Milne makes use of several literary devices in ‘Us Two’. These include but are not limited to alliteration, repetition, and anaphora. Alliteration is a common literary device that’s concerned with the use and reuse of the same consonant sounds at the beginning of multiple words. For example, “found” and “few” in line three of the third stanza or “Pooh” and “paw” in stanza four. These are only a few of the many examples in this piece. There are more than the usual number of alliterative words in ‘Us Two’ due to the more general use of repetition.
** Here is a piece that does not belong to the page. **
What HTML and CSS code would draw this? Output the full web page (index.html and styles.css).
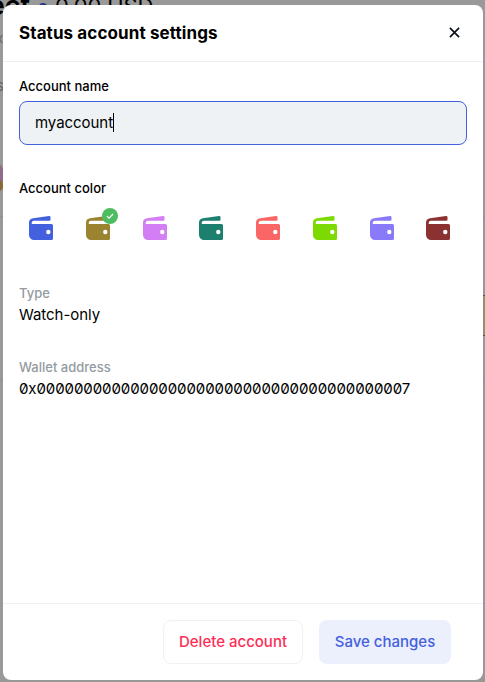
FILE: index.html
```html
<!DOCTYPE html>
<html lang="en">
<head>
<meta charset="utf-8">
<title>Status account settings</title>
<link rel="stylesheet" href="styles.css">
</head>
<body>
<svg class="defs" width="0" height="0" aria-hidden="true">
  <symbol id="wallet" viewBox="0 0 24 24">
    <path d="M0 6.5C0 3.8 1.8 2.6 4 2.2L20 .1Q21.5 0 21.5 1.3V3.7Q21.5 4.8 20.3 4.8H5C3.3 4.8 2.7 5.5 2.7 8H22.5Q24 8 24 9.5V22.5Q24 24 22.5 24H6C2 24 0 22 0 18Z" fill="currentColor"/>
    <circle cx="19.3" cy="16" r="2.2" fill="#fff"/>
  </symbol>
</svg>
<div class="backdrop" aria-hidden="true">
  <div class="bg-title">ect</div>
  <span class="bg-dot"></span>
  <div class="bg-balance">0.00 USD</div>
  <span class="bg-x">x</span>
  <span class="bg-s">s</span>
  <span class="bg-token"></span>
  <span class="bg-coin"></span>
  <span class="bg-line"></span>
  <span class="bg-line lower"></span>
  <span class="bg-card"></span>
</div>
<main class="modal">
  <header class="header">
    <h1>Status account settings</h1>
    <svg class="close" viewBox="0 0 12 12"><path d="M1 1L11 11M11 1L1 11"/></svg>
  </header>
  <section class="content">
    <div class="label">Account name</div>
    <div class="input"><span>myaccount</span><i class="caret"></i></div>
    <div class="label color-label">Account color</div>
    <div class="colors">
      <svg class="wallet blue"><use href="#wallet"/></svg>
      <div class="selected">
        <svg class="wallet gold"><use href="#wallet"/></svg>
        <svg class="check" viewBox="0 0 16 16"><circle cx="8" cy="8" r="8"/><path d="M4.9 8.1L7 10.1L11.1 6"/></svg>
      </div>
      <svg class="wallet pink"><use href="#wallet"/></svg>
      <svg class="wallet teal"><use href="#wallet"/></svg>
      <svg class="wallet coral"><use href="#wallet"/></svg>
      <svg class="wallet lime"><use href="#wallet"/></svg>
      <svg class="wallet violet"><use href="#wallet"/></svg>
      <svg class="wallet maroon"><use href="#wallet"/></svg>
    </div>
    <div class="info">
      <div class="caption">Type</div>
      <div class="value">Watch-only</div>
    </div>
    <div class="info address">
      <div class="caption">Wallet address</div>
      <div class="value hex">0x0000000000000000000000000000000000000007</div>
    </div>
  </section>
  <footer class="footer">
    <button class="delete">Delete account</button>
    <button class="save">Save changes</button>
  </footer>
</main>
</body>
</html>
```
FILE: styles.css
```css
* { box-sizing: border-box; }
body {
  margin: 0;
  height: 682px;
  overflow: hidden;
  background: #999;
  font-family: Inter, "Liberation Sans", sans-serif;
  color: #000;
  padding: 5px 2px 2px 3px;
}
.defs { position: absolute; }
.backdrop { position: absolute; inset: 0; overflow: hidden; }
.backdrop > * { position: absolute; white-space: nowrap; }
.bg-title { right: 455px; top: -11px; font-size: 27px; line-height: 34px; font-weight: 600; }
.bg-dot { left: 39px; top: 3px; width: 8px; height: 8px; border-radius: 50%; background: #29387f; }
.bg-balance { left: 55px; top: -11px; font-size: 22px; line-height: 34px; letter-spacing: -.15px; }
.bg-x { left: -4px; top: 30px; font-size: 13px; color: #62686c; }
.bg-s { left: -4px; top: 76px; font-size: 15px; color: #62686c; }
.bg-token { left: -22px; top: 160px; width: 26px; height: 30px; border-radius: 50%; background: #8d6c8c; }
.bg-coin { left: -5px; top: 180px; width: 8px; height: 11px; border-radius: 50%; background: #8b6930; }
.bg-line { left: 0; top: 216px; width: 485px; height: 1px; background: #8f9193; }
.bg-line.lower { top: 379px; }
.bg-card { left: 483px; top: 295px; width: 4px; height: 41px; background: #91906f; border: solid #555; border-width: 1px 0; }
.modal {
  position: relative;
  display: flex;
  flex-direction: column;
  width: 480px;
  height: 675px;
  border-radius: 8px;
  background: #fff;
}
.header {
  display: flex;
  align-items: center;
  justify-content: space-between;
  height: 57px;
  padding: 0 23px 0 16px;
  border-bottom: 1px solid #eef0f1;
}
h1 { margin: 0; font-size: 17px; line-height: 24px; font-weight: 700; letter-spacing: .1px; }
.close { width: 11px; height: 11px; margin-bottom: 1px; fill: none; stroke: #09101c; stroke-width: 1.8; }
.content { flex: 1; padding: 15px 16px 0; }
.label { height: 18px; font-size: 13px; line-height: 18px; font-weight: 500; }
.input {
  display: flex;
  align-items: center;
  height: 44px;
  margin-top: 6px;
  padding: 0 15px 1px;
  border: 1px solid #4360df;
  border-radius: 8px;
  background: #eef2f5;
  font-size: 15px;
  line-height: 19px;
  letter-spacing: -.05px;
}
.caret { width: 1px; height: 19px; background: #000; }
.color-label { margin-top: 34px; }
.colors { display: flex; justify-content: space-between; margin-top: 19px; padding: 0 16.5px 0 10px; }
.wallet { display: block; width: 24px; height: 24px; }
.selected { position: relative; }
.check { position: absolute; left: 16px; top: -8px; width: 16px; height: 16px; fill: #4ebc60; }
.check path { fill: none; stroke: #fff; stroke-width: 1.2; }
.blue { color: #4360df; }
.gold { color: #9b832f; }
.pink { color: #d37ef4; }
.teal { color: #1d806f; }
.coral { color: #fa6565; }
.lime { color: #7cda00; }
.violet { color: #887af9; }
.maroon { color: #8b3131; }
.info { margin-top: 44px; }
.info.address { margin-top: 32px; }
.caption { font-size: 13px; line-height: 18px; font-weight: 500; color: #939ba1; }
.value { padding-top: 2px; font-size: 15px; line-height: 22px; letter-spacing: -.05px; }
.hex { font-feature-settings: "zero"; white-space: nowrap; letter-spacing: -.09px; }
.footer {
  display: flex;
  justify-content: flex-end;
  gap: 16px;
  height: 77px;
  padding: 16px 32px 16px 0;
  border-top: 1px solid #eef2f5;
}
button { height: 44px; padding: 0 0 2px; border: 0; border-radius: 8px; font: 500 15px Inter, sans-serif; }
.delete { width: 140px; background: #fff; border: 1px solid #eef2f5; color: #ff2d55; }
.save { width: 132px; background: #eceffc; color: #4360df; }
```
Most prominently, repetition is seen through the use of the same phrase multiple times. “Me” and Winnie-the-Pooh are having a conversation that involves a great deal of repetition. For example, the last two lines of most of the stanzas end with lines similar to “But that’s what it is,” said Pooh, said he. / “That’s what it is,” said Pooh.”
There are also examples of anaphora in ‘Us Two’. This is another kind of repetition that is concerned with the first word or words of lines in the stanzas. For instance, “Lets go together” starts lines six and seven of the first stanza, and “That’s what they are” starts lines six and seven of the third stanza.
Stanzas One and Two
Wherever I am, there’s always Pooh,
There’s always Pooh and Me.
Whatever I do, he wants to do,
“Where are you going today?” says Pooh:
But that’s what it is,” said Pooh, said he.
“That’s what it is,” said Pooh.
In the first stanza of ‘Us Two,’ the speaker, who is likely Christopher Robin, the young boy at the center of the Winnie-the-Pooh stories, is describing his relationship with Pooh. Wherever he is, Pooh is there too. He always wants to do the same thing and is just as interested, afraid, or brave as the speaker is. This creates the image of Pooh as a kind of imaginary friend, one who is always there for you no matter what happens. They decide in the first stanza to “go together” wherever they’re going. Then, in the second stanza, they do some math and agree that it was not an “easy sum to do”.
The poem is filled with simple and repetitive rhymes. Milne even makes use of the same words at the end of multiple lines, a technique known as epistrophe. This would make the poem all the more pleasing for young children to hear read aloud, or even read themselves.
Stanzas Three and Four
“Let’s look for dragons,” I said to Pooh.
“Yes, let’s,” said Pooh to Me.
“That’s right,” said Pooh to Me.
“I’m not afraid,” I said to Pooh,
And I held his paw and I shouted “Shoo!
Silly old dragons!”- and off they flew.
In the third stanza of ‘Us Two,’ the poet leans into the vision of Pooh as an imaginary friend. here, the two are exploring their imaginary world together. They’re going to look “for dragons” across the river. The alliteration phrase “found a few” confirms that they’ve been successful. There is an amusing moment in this stanza when Pooh acknowledges the dragons without much excitement or fear. Something about their “beaks” gave them away as dragons he said. With the reputation of “That’s what they are” at the end of the stanza, it seems obvious that the two haven’t actually discovered dragons but something that resembles them, in their imaginary world. Perhaps some kind of bird.
The idea of the dragons as birds is confirmed in the next stanza when the two “shoo” the dragons off. Their impressed with their own bravery and commend one another on it.
Stanzas Five and Six
“I wasn’t afraid,” said Pooh, said he,
“I’m never afraid with you.”
So wherever I am, there’s always Pooh,
Can stick together, says Pooh, says he. “That’s how it is,” says Pooh.
The fifth stanza is only two lines long, allowing it to stand out from the others. It’s in these lines that the relationship between Pooh and the speaker is briefly elaborated on. When they are together, neither of them are afraid. Their friendship improves them both.
In the final seven lines of the poem, the speaker reiterates the opening lines of stanza one. The poem concludes with Pooh and the speaker agreeing that everything is more fun with “Two” than it is with “One”. So, they’re going to stick together.
Readers who enjoyed ‘Us Two’ should also consider reading some of A. A. Milne’s other best-known poems, many of which revolve around the characters from his Winnie-the-Pooh stories. For example, ‘Poem by Eeyore,’ ‘Vespers,’ and ‘Sneezles’. The latter is a fun two stanza poem that features Christopher Robin. In the poem, the speaker describes a complex, nonsense illness that Christopher contracts. ‘Poem by Eeyore’ is based around the donkey Eeyore from Milne’s stories. It depicts his amusing attempt to write a poem while commenting on how he thinks it’s going. Some other writers that readers might be interested in are Shel Silverstein and Ogden Nash.